Like Tillich, I can say that I experience God as the ground of being and that—consciously or not—our relationship to God is fundamentally the chief concern of people. And for me, that is because God is the “isness” in everything that is. Does that make sense? God is is. Yes you read that sentence correctly—“God is is.” And so if we are anything at all, we are because God is and what God is. The existential nature of our being is contingent upon God being. In other words, we are with God just as God is with us. If we are being, we are being with God.

So, I was in a conversation recently where a woman asked me an interesting question. She wanted to know if it was accurate to say that the reason why I am as I am is because I am the sum total of all of my experiences.

That’s a question that I’ve never been asked directly. But last I checked, I thought I embraced that philosophy. After all, generally speaking, I can look back on the transformative experiences in my life and see clearly how certain encounters shaped and reshaped how I present myself in the world. But when I opened my mouth to answer her question I was surprised by my own answer.

“No,” I said. “I don’t experience myself as the sum total of my experiences. My faith teaches, and I experience as true, that the greater part of who we all are has not been revealed to us yet. But because it is a guaranteed future, it influences how I show up now maybe even more than all of my past experiences. In a way that I can’t explain, I think I’m more influenced by who I’m becoming than by who I’ve been.”

I assumed from the look on the woman’s face that that was not the answer she was expecting. The funny thing was that I wasn’t either. But after hearing myself answer that way, a few scripture passages popped into my head that I then realized had likely helped reshape my view. You know the ones. 

Jeremiah 1:5
“Before I formed you in the womb I knew you, and before you were born I consecrated you; I appointed you a prophet to the nations.”

For surely I know the plans I have for you, says the Lord, plans for your welfare and not for harm, to give you a future with hope. – Jeremiah 29:11

From 1 Corinthians 13:12:
For now we see in a mirror, dimly, but then we will see face to face. Now I know only in part; then I will know fully, even as I have been fully known.

1 John 3:2:
Beloved, we are God’s children now; what we will be has not yet been revealed. What we do know is this: when he is revealed, we will be like him, for we will see him as he is.

Because of the way my brain works, ever since that conversation, I’ve been thinking about the implications of that line of thinking–if who we’re becoming has more influence on how we presently show up in the world than who we’ve been.

And another thought occurred to me as I was tossing these thoughts around.
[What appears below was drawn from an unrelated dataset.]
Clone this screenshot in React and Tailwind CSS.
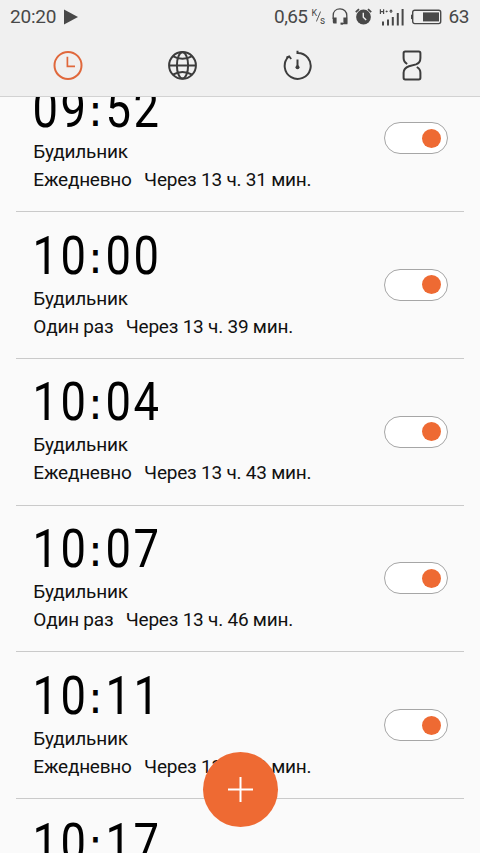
import React, { useState } from 'react';

const initialAlarms = [
    { id: 1, time: '09:52', repeat: 'Ежедневно', left: 'Через 13 ч. 31 мин.' },
    { id: 2, time: '10:00', repeat: 'Один раз', left: 'Через 13 ч. 39 мин.' },
    { id: 3, time: '10:04', repeat: 'Ежедневно', left: 'Через 13 ч. 43 мин.' },
    { id: 4, time: '10:07', repeat: 'Один раз', left: 'Через 13 ч. 46 мин.' },
    { id: 5, time: '10:11', repeat: 'Ежедневно', left: 'Через 13 ч. 50 мин.' },
    { id: 6, time: '10:17', repeat: 'Ежедневно', left: 'Через 13 ч. 56 мин.' },
];

const StatusBar = () => (
    <div className="h-[33px] flex items-center justify-between pl-[10px] pr-[11px] text-[19px] leading-[33px] text-[#484848]">
        <div className="flex items-center gap-[8px]">
            <span className="tracking-[-0.2px]">20:20</span>
            <svg width="14" height="16" viewBox="0 0 14 16" fill="#484848">
                <path d="M0 0.5L14 8L0 15.5Z" />
            </svg>
        </div>
        <div className="flex items-center">
            <span className="tracking-[-0.6px]">0,65</span>
            {/* Speed unit */}
            <span className="flex w-[14px] h-[16px] ml-[4px] text-[9px] leading-[8px]">
                <span>K</span>
                <svg className="-ml-[1px] mt-[2px] shrink-0" width="5" height="11" viewBox="0 0 5 11" stroke="#484848" strokeWidth="0.9">
                    <path d="M4.6 0.5L0.4 10.5" />
                </svg>
                <span className="self-end -ml-[1px] text-[10px]">s</span>
            </span>
            {/* Headset */}
            <svg className="ml-[7px]" width="16" height="17" viewBox="0 0 16 17" fill="none" stroke="#484848" strokeWidth="1.3">
                <path d="M1.2 11V7.5C1.2 3.6 4 0.9 8 0.9S14.8 3.6 14.8 7.5V15.6H9" />
                <path d="M0.8 9.5H4.6V15.5H2Q0.8 15.5 0.8 14ZM15.2 9.5H11.4V15.5H15.2Z" fill="#484848" stroke="none" />
                <path d="M8.5 15.6H11" strokeWidth="2" />
            </svg>
            {/* Alarm */}
            <svg className="ml-[7px]" width="17" height="17" viewBox="0 0 17 17" fill="none">
                <circle cx="8.5" cy="9" r="7.4" fill="#484848" />
                <path d="M0.8 4.2L4 1.2M16.2 4.2L13 1.2" stroke="#484848" strokeWidth="1.8" />
                <path d="M8.3 4.8V9.2L11.2 12" stroke="#efefef" strokeWidth="1.4" />
            </svg>
            {/* Mobile signal */}
            <svg className="ml-[7px]" width="25" height="18" viewBox="0 0 25 18" fill="#484848">
                <path d="M0.8 1.2H2V3H4V1.2H5.2V6H4V4.2H2V6H0.8Z" />
                <path d="M6.3 3.2L7.7 2.4L9 3.2L7.7 4.6ZM10 3.5L12 1.2L14 3.5H12.6V5H11.4V3.5Z" />
                <path d="M3 13.5H5V17.5H3ZM8 11.5H10V17.5H8ZM12.8 9H14.8V17.5H12.8ZM17.8 5H19.8V17.5H17.8ZM22.6 1H24.6V17.5H22.6Z" />
            </svg>
            {/* Battery */}
            <svg className="ml-[7px]" width="31" height="16" viewBox="0 0 31 16" fill="none">
                <rect x="1.7" y="1.2" width="28" height="13.4" rx="2" stroke="#484848" strokeWidth="1.4" />
                <rect x="0" y="5.7" width="1.6" height="4.4" fill="#484848" />
                <rect x="12" y="3.4" width="16" height="9" fill="#484848" />
            </svg>
            <span className="ml-[6px] tracking-[-0.4px]">63</span>
        </div>
    </div>
);

const Tabs = () => (
    <nav className="h-[63px] grid grid-cols-[136px_94px_136px_94px] pt-[17px] pr-[20px]">
        <button className="flex justify-center h-[32px]">
            <svg width="30" height="31" viewBox="0 0 30 31" fill="none" stroke="#e0683c" strokeWidth="2">
                <circle cx="15" cy="15.4" r="13.5" />
                <path d="M14.4 6.8V16.3H22" strokeWidth="1.7" />
            </svg>
        </button>
        <button className="flex justify-center h-[32px]">
            <svg width="30" height="31" viewBox="0 0 30 31" fill="none" stroke="#3c3c3c" strokeWidth="2">
                <circle cx="14.5" cy="15.4" r="13.4" />
                <ellipse cx="14.5" cy="15.4" rx="5.6" ry="13.2" />
                <path d="M1.4 15.4H28M4.8 6.2Q14.5 11.5 24.2 6.2M4.8 24.6Q14.5 19.3 24.2 24.6" />
            </svg>
        </button>
        <button className="flex justify-center h-[32px]">
            <svg width="30" height="31" viewBox="0 0 30 31" fill="none" stroke="#3c3c3c" strokeWidth="2">
                <path d="M14.5 0.8V4M14.5 2.9A13 13 0 1 1 5.6 6.6" />
                <path d="M3.4 7.6L6.2 6.4L8.2 9" strokeWidth="1.8" />
                <path d="M14.5 9.5V17" />
                <circle cx="14.5" cy="17.3" r="2" fill="#3c3c3c" stroke="none" />
            </svg>
        </button>
        <button className="flex justify-center h-[32px]">
            <svg className="-ml-[2px]" width="20" height="31" viewBox="0 0 20 31" fill="none" stroke="#3c3c3c" strokeWidth="2">
                <path d="M5.2 14Q1.6 11.8 1.6 8V3.2Q1.6 1.6 3.2 1.6H16.8Q18.4 1.6 18.4 3.2V8Q18.4 12.8 14 14.4L7 16.2Q1.6 18.2 1.6 22.8V27.8Q1.6 29.4 3.2 29.4H16.8Q18.4 29.4 18.4 27.8V22.8Q18.4 19 14.8 17" />
            </svg>
        </button>
    </nav>
);

// Narrow digits, one fixed cell per character
const AlarmTime = ({ value }) => (
    <div className="flex h-[54px] text-[54px] leading-[54px] text-black -ml-[2.5px]">
        {value.split('').map((char, i) =>
            char === ':' ? (
                <span key={i} className="w-[17px] flex justify-center font-['DejaVu_Sans',sans-serif] text-[44px] pt-[2px]">
                    :
                </span>
            ) : (
                <span key={i} className="w-[28px] flex justify-center">
                    <span className="scale-x-[0.84]">{char}</span>
                </span>
            )
        )}
    </div>
);

const Toggle = ({ on, onClick }) => (
    <button
        onClick={onClick}
        className={`w-[64px] h-[32px] rounded-full border border-[#a6a6a6] bg-white flex items-center px-[6px] ${on ? 'justify-end' : 'justify-start'}`}
    >
        <span className={`w-[19px] h-[19px] rounded-full ${on ? 'bg-[#ee6a33]' : 'bg-[#bdbdbd]'}`} />
    </button>
);

const App = () => {
    const [alarms, setAlarms] = useState(initialAlarms.map((a) => ({ ...a, on: true })));

    const toggle = (id) => {
        setAlarms(alarms.map((a) => (a.id === id ? { ...a, on: !a.on } : a)));
    };

    return (
        <div className="relative w-[480px] h-[853px] flex flex-col overflow-hidden bg-[#fafafa] font-['Roboto',sans-serif]">
            <header className="h-[97px] shrink-0 bg-[#f0f0f0] border-b border-[#d2d2d2]">
                <StatusBar />
                <Tabs />
            </header>

            <main className="flex-1 min-h-0 overflow-hidden">
                <ul className="-mt-[31.8px] px-[16px]">
                    {alarms.map((alarm) => (
                        <li
                            key={alarm.id}
                            className="h-[146.8px] flex justify-between border-b border-[#cacaca] pl-[17.3px] pr-[16px]"
                        >
                            <div className="pt-[16.6px] text-[19px] leading-[28px] tracking-[-0.22px] text-[#111]">
                                <AlarmTime value={alarm.time} />
                                <p className="mt-[2px]">Будильник</p>
                                <p className="flex gap-[12.4px]">
                                    <span>{alarm.repeat}</span>
                                    <span>{alarm.left}</span>
                                </p>
                            </div>
                            <div className="pt-[56.8px]">
                                <Toggle on={alarm.on} onClick={() => toggle(alarm.id)} />
                            </div>
                        </li>
                    ))}
                </ul>
            </main>

            {/* Add button */}
            <button className="absolute left-[202.5px] top-[752px] w-[75px] h-[75px] rounded-full bg-[#ee6a33] flex items-center justify-center">
                <svg width="25" height="25" viewBox="0 0 25 25" stroke="#fff" strokeWidth="2">
                    <path d="M12.5 0V25M0 12.5H25" />
                </svg>
            </button>
        </div>
    );
};

export default App;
Is there an end to becoming?

To hear the rest of my thoughts on the question of becoming and “Being with God”, see the video below starting at 4m40s.

2 replies »

  1. I know I don’t have to tell you, as in educate you, but to focus some fresh thinking let me say…

    Matthew seems to take Mark’s Gospel, pretty much tell the same story, but with massive expansions on it. He does take away a few bits, and makes a few other changes, but overall, Matthew’s Gospel appears to be Mark with way more details.

    There is A LOT to explore up in that notion, but I want to select one tiny faction of it and see what dynamite will explode from such a small stick.

    When we get to the part in both Matthew and Mark where Jesus takes the disciples up on a mountain and CREATES the twelve, Matthew’s version opens up into three whole chapters of preaching we call The Sermon On the Mount. We don’t find any of that sermon, as such, in Mark’s much shorter version. And while Mark does give us an accounting of the creation of the twelve alright, instead of all that sermonizing, Mark sums up the scene saying Jesus took them up on the mountain… drum roll please…

    SO THEY COULD BE WITH HIM!

    Interesting…

    If these Gospel accounts are meant to ultimately and theologically be harmonious rather than tear us apart for trying to fathom the mind of God, then at the VERY LEAST we can say that the THEME, the point, the power and thrust of that whole sermon Jesus preaches up on that mountain is all about “God With Us” which, by the way is a phrase that bookends/frames (inclusio) Matthew’s whole Gospel.

    I hope this observation blesses.

    btw,

    I just love your word “isness”

    I figure I need to borrow that sometime.

    Maybe write a song!

    God is in the “isness” business!

    Ha!!!

    Like

    • Hey X, thanks for taking the time to comment. I have long wrestled with language to articulate what my soul knows–that God is wholly with us. I am working to not give power to the contrary and to trust that God’s isness is inarguable and therefore, if I want to consciously dwell in this knowing, I must be diligent in witnessing and professing. Ironically, I think that the greatest challenge is posed by religion which tries to bind God to some simple notions that hardly make an introduction to the greatest implication of what it means for a wholly present Creator to be with us. Thanks for your scriptural insight.